2. Sludge at the Bottom (Radiator Warm Top, Cold Bottom)
This one feels unfair, but it happens in older heating systems or boilers that haven’t been serviced in a while.
How to know if this is the issue:
- The top is hot
- The bottom is cold or lukewarm
- Radiator takes ages to warm up
- You keep bleeding it and nothing changes
This means sludge — a mix of rust, dirt, metal flakes and general heating-system grime that sits at the bottom.
Two ways to fix this:
Option A: DIY radiator flush (cheap method)
It’s a bit messy but it works.
- Turn off the heating
- Close both valves
- Unscrew the radiator (have towels & a bowl ready)
- Take radiator outside or into your bathtub
- Flush water through it until it runs clear
- Reconnect it and bleed it
Most radiators respond amazingly after a flush.
Option B: Power flush (pro method)
A heating engineer uses a machine to push chemicals through your whole system.
Cost: £300–£500
Worth it if multiple radiators aren’t heating properly.
Most UK homes need a power flush every 5–10 years.
3. Thermostatic Radiator Valve (TRV) Is Stuck
This little valve on the side of your radiator — the one with numbers on it — is supposed to control heat flow.
Sometimes they just… give up on life and get stuck closed.
How to tell it’s stuck:
- TRV feels loose when you turn it
- Radiator stays cold regardless of the number setting
- Nearby radiators work fine
Easy fix:
You can unstick a TRV pin in 30 seconds:
- Remove the TRV plastic cap
- You’ll see a tiny metal pin
- Push it down gently
- It should pop back up
- If it doesn’t, tap around it lightly
If the pin is stuck solid, the valve probably needs replacing (around £20–£40).
4. Radiator Balancing (Rarely Explained, But Very Real)
This is one of those things nobody ever tells you about.
When a heating system isn’t balanced, some radiators steal all the heat while others barely get anything.
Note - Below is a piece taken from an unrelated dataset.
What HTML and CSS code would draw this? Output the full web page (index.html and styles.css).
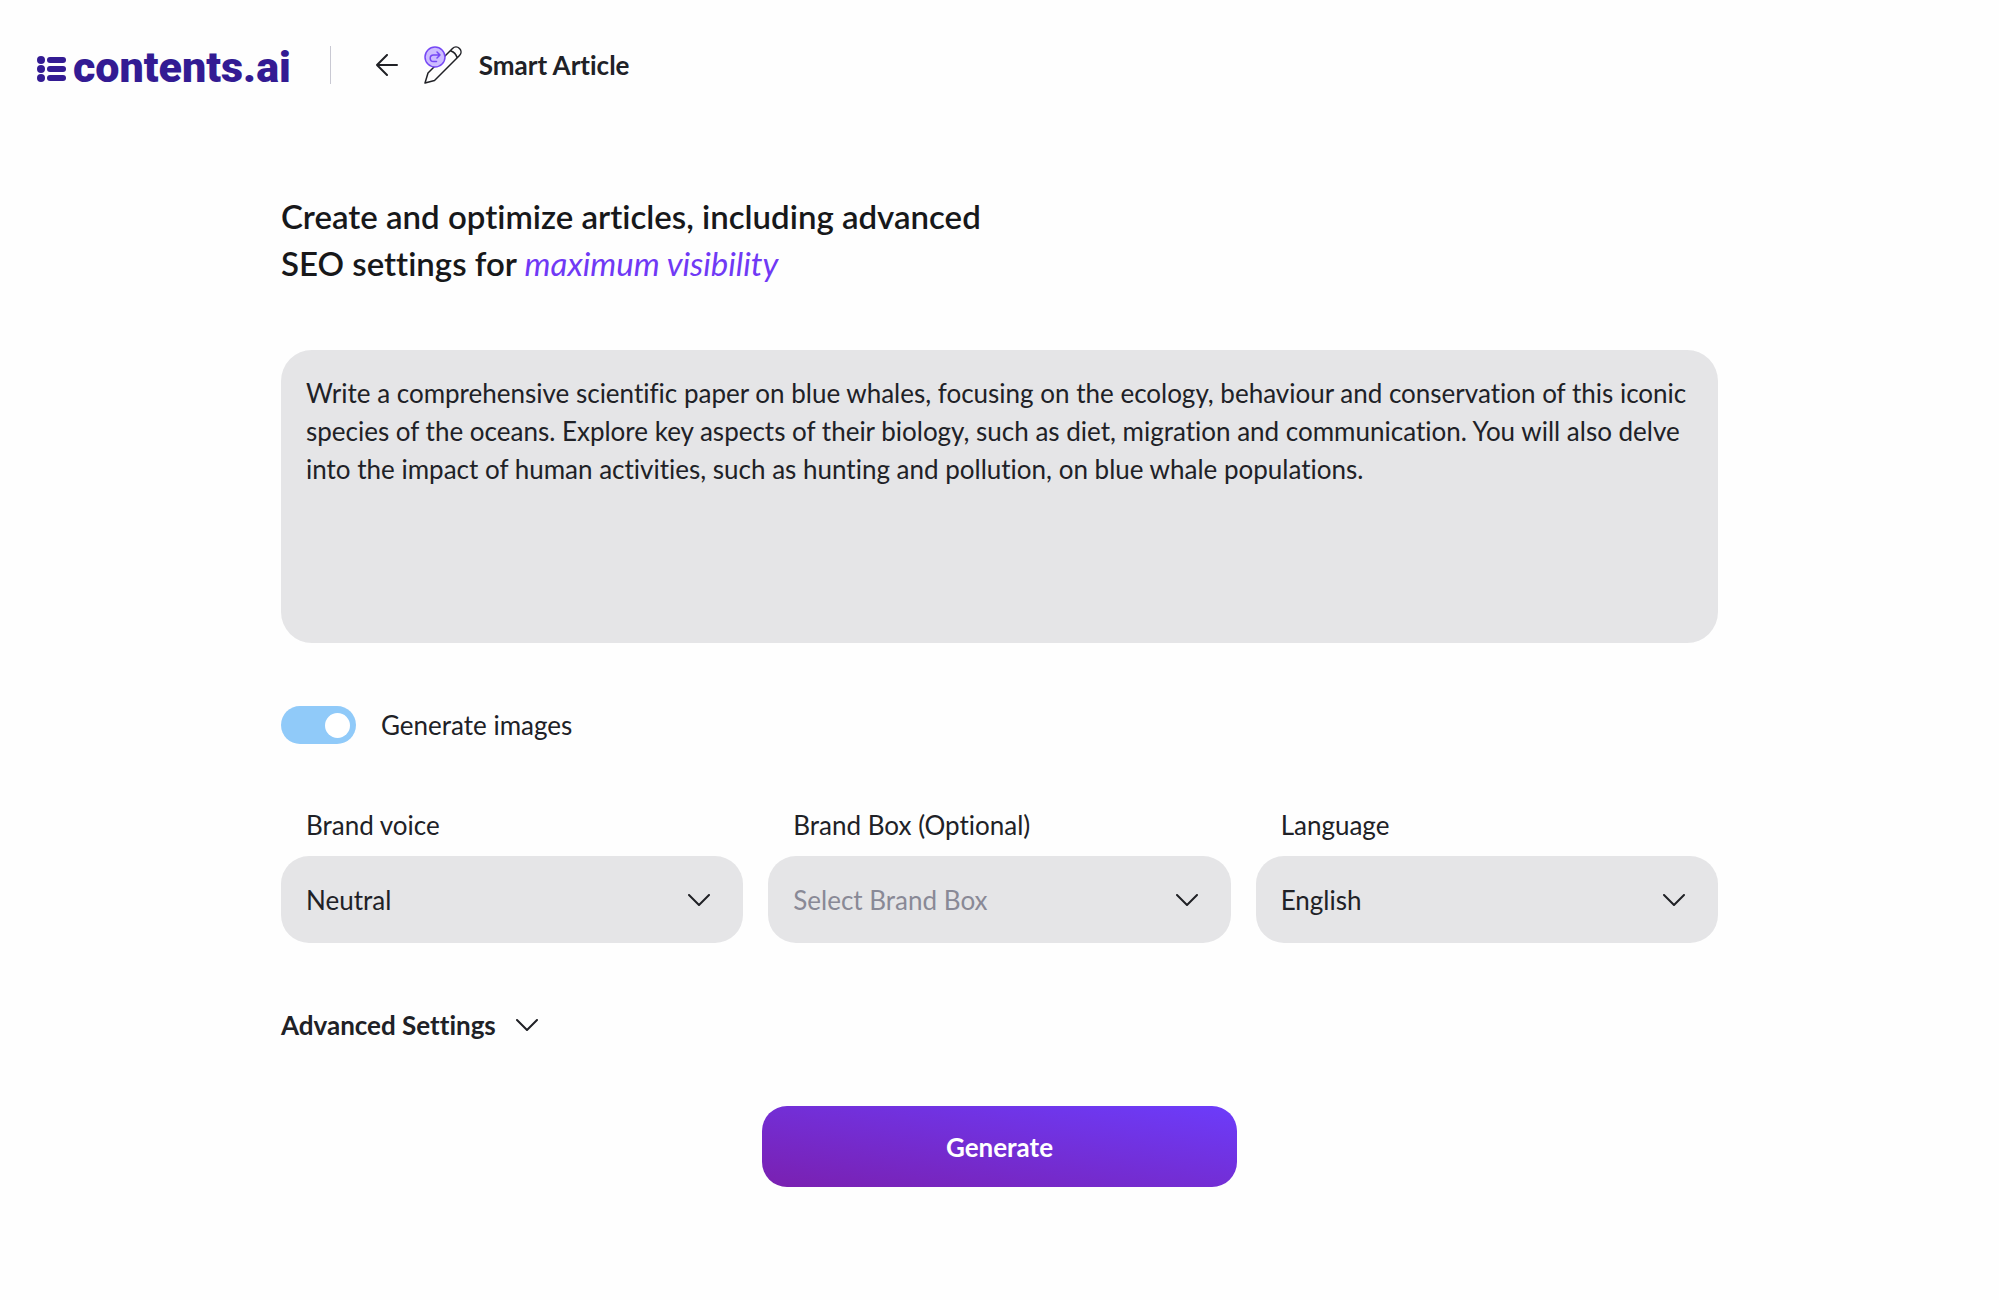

Signs you need to balance:
- Radiators downstairs get hot first
- Radiators upstairs never fully heat
- The furthest room from the boiler is always cold
- Some radiators are roasting and others are freezing
How balancing works:
You’re basically controlling the flow of hot water so every radiator gets a fair share.
Here’s the simple version:
- Turn ON all your radiators
- Find the radiators that get hot the fastest
- Slightly close the lockshield valve (the plain valve on the other side of the TRV)
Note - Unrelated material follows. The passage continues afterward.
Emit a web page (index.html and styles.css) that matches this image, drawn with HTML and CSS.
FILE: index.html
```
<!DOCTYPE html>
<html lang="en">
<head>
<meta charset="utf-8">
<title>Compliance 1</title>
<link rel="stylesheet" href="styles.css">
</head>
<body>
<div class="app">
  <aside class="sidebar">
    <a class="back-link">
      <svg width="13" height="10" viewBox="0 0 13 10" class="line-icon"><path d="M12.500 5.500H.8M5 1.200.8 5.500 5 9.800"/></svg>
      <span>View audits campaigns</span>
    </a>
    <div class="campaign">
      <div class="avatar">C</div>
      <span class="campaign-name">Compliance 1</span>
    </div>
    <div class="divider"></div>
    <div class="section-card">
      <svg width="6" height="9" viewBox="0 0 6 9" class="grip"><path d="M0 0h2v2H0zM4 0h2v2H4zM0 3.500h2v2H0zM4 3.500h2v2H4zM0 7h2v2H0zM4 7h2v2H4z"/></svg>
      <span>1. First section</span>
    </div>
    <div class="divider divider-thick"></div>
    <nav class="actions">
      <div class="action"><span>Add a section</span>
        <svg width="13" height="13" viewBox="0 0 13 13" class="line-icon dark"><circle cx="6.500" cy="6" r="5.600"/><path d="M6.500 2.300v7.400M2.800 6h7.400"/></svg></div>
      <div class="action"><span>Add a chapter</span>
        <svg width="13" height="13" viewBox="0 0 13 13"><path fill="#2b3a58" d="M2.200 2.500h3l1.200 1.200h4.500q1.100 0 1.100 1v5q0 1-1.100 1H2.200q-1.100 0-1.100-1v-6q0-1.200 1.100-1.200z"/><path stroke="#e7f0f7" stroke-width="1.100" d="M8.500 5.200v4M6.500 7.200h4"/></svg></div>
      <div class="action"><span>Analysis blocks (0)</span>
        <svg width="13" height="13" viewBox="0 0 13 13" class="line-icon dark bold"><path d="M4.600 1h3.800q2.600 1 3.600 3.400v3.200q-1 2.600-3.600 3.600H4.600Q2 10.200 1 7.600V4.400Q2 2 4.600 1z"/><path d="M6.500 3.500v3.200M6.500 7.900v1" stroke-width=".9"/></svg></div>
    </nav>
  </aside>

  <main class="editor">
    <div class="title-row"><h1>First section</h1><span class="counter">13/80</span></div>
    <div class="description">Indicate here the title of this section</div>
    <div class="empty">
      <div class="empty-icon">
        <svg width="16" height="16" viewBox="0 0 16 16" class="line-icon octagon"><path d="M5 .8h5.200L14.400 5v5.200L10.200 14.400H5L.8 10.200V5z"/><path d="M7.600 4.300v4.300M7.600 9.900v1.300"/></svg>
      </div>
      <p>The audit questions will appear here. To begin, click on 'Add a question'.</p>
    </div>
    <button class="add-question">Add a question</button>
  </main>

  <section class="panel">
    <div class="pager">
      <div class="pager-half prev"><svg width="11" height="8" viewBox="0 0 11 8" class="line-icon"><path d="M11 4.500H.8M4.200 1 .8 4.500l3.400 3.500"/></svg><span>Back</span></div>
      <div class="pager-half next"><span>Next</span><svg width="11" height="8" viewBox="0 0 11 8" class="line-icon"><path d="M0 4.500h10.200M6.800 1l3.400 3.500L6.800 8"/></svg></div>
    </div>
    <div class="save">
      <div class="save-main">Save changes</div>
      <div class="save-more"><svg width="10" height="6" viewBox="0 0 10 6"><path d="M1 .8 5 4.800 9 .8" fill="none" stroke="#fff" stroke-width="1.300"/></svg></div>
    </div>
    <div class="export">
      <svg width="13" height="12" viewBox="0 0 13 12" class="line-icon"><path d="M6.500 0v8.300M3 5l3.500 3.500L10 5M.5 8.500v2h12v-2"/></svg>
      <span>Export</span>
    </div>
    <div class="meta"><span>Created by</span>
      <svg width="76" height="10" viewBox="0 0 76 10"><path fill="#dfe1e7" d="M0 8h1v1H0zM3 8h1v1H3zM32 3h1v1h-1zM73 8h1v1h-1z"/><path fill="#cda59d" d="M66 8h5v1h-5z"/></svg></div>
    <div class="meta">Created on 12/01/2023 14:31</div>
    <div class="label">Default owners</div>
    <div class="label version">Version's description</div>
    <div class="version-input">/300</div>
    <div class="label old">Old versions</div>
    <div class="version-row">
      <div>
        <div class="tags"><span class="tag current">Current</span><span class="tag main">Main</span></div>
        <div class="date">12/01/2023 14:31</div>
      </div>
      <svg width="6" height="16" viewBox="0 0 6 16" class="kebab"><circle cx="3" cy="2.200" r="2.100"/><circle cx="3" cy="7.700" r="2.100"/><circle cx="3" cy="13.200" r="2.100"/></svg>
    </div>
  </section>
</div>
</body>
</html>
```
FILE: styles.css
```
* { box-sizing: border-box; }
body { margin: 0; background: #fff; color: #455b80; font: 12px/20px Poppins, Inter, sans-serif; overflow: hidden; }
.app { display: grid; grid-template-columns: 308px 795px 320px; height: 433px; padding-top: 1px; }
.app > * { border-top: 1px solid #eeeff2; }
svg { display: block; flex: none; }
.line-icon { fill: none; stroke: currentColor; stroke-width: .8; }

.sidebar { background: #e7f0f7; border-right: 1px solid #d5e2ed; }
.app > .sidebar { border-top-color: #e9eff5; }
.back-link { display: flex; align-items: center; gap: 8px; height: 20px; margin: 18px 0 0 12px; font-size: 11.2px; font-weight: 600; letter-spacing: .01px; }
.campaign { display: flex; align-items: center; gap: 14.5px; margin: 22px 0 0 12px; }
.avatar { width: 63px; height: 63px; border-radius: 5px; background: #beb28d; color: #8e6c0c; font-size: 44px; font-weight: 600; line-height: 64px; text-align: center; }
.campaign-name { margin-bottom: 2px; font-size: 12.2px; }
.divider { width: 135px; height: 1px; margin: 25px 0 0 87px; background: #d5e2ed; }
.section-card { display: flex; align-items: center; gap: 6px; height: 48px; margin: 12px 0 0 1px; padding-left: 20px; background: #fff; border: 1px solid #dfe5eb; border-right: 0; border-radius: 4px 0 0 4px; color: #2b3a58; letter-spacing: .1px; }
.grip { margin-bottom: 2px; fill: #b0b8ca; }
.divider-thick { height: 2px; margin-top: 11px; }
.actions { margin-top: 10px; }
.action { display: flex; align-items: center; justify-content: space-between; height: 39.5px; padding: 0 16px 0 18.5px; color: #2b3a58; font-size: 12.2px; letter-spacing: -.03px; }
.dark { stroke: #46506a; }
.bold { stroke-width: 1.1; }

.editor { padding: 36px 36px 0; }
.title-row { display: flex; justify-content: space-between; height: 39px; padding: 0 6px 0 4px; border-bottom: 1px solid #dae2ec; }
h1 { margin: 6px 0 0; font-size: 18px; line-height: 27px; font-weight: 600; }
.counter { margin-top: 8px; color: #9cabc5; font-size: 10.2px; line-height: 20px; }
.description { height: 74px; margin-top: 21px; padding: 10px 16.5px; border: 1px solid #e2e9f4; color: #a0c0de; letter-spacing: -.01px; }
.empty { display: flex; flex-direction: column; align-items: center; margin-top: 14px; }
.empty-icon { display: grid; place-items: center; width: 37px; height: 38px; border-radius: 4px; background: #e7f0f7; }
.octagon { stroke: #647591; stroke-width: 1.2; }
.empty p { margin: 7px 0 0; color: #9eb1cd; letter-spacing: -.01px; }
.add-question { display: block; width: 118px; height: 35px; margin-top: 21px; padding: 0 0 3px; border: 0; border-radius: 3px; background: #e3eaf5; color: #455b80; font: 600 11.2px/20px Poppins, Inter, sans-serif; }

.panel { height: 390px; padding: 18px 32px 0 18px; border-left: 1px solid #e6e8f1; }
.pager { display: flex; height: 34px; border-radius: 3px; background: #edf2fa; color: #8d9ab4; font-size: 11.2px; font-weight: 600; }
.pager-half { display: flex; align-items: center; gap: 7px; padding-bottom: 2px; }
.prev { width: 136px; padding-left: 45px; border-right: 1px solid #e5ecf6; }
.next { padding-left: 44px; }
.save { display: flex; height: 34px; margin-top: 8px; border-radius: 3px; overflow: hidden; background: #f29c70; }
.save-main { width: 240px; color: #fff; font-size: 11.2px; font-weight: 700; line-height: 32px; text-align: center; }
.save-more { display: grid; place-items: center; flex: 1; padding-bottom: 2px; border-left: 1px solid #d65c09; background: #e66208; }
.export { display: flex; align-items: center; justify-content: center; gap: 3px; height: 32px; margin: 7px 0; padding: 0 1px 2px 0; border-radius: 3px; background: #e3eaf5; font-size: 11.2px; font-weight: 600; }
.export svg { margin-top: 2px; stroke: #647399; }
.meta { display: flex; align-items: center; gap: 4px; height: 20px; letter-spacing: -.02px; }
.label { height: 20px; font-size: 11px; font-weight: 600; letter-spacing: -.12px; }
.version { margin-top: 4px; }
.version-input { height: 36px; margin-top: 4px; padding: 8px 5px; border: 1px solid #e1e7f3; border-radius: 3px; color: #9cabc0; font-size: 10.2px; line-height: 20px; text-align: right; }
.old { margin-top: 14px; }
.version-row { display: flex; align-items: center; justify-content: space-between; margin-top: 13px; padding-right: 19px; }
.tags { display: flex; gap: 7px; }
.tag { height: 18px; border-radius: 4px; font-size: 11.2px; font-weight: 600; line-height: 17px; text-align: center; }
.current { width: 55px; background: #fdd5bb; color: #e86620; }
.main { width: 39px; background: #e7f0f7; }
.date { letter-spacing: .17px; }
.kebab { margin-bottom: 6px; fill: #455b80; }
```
- Do this on the radiators closest to the boiler
- This forces more hot water to the colder rooms
It sounds complicated but it takes 5–10 minutes and can transform your whole house.
5. Your Boiler Pressure Is Too Low
Low pressure = weak flow = radiators stay cold.
Signs of low pressure:
- Radiators lukewarm
- Heating cuts off randomly
- Boiler display shows an error
- Pressure gauge below 1 bar
Fix:
Top up your boiler:
- Find the filling loop (silver hose under the boiler)
- Open both valves slowly
- Watch pressure rise
- Stop at 1.2–1.5 bar
- Restart boiler
If pressure keeps dropping, you might have a leak somewhere.
If the radiator is working but the room still doesn’t stay warm, you might need to look at airflow and insulation. I explained what actually works in my guide on how to keep a bedroom warm at night.
6. Airlock in the System
An airlock is like a big bubble stuck in the pipework.
It stops hot water from reaching a radiator entirely.
Fix #1: Turn heating on full and bleed all radiators in order
Start from the ground floor and move upward.
Fix #2: Increase pressure to push air through
Temporarily raise boiler pressure to 1.8 bar, run heating, then bleed the offending radiator.
Fix #3: Manual pipe bleed (rarely needed)
This is where you bleed the actual copper pipe, not the radiator — usually a job for a heating engineer.
7. The Boiler Flow Temperature Is Too Low
Modern boilers sometimes run in “eco mode”, which is nice for bills but terrible for cold rooms.
Fix:
Increase the flow temperature:
- For radiators: set to 65–75°C
- For hot water: 50–55°C
Cold radiators can sometimes be fixed by adjusting this one simple setting.
8. Single Radiator Not Working? Could Be the Valve Itself
If one radiator refuses to heat no matter what, the valve might be blocked.
Fix:
Turn both valves fully open.
If still cold, the valve may need replacing.
A heating engineer can do this quickly and cheaply.
9. Radiator Installed Incorrectly (Yes, It Happens)
Some radiators are piped the wrong way round — especially in old houses or DIY jobs.
How to tell:
- The TRV is on the return side instead of the flow
- Radiator pulses or makes a boiling kettle noise
- Heat doesn’t spread evenly
This usually needs an engineer to swap pipes.
10. System Pump Weak or Failing
If NONE of your radiators get hot properly unless everything else is turned off, your heating pump might be weak.
Signs:
- Loud humming from boiler cupboard
- Slow heating
- Radiators barely warming
- Heating cuts off early
Fix:
Pump replacement (£200–£350).
Not the most fun, but solves the entire problem instantly.
Final Thoughts
Radiators can stop working for loads of reasons, but most of them are simple:
- trapped air
- stuck TRV
- low pressure
- system imbalance
- sludge
Start with the easiest fixes and work your way through.
Most people solve the problem without needing a heating engineer.
You can use this guide every time a radiator starts acting up — it covers every common cause with real fixes that actually work in UK homes.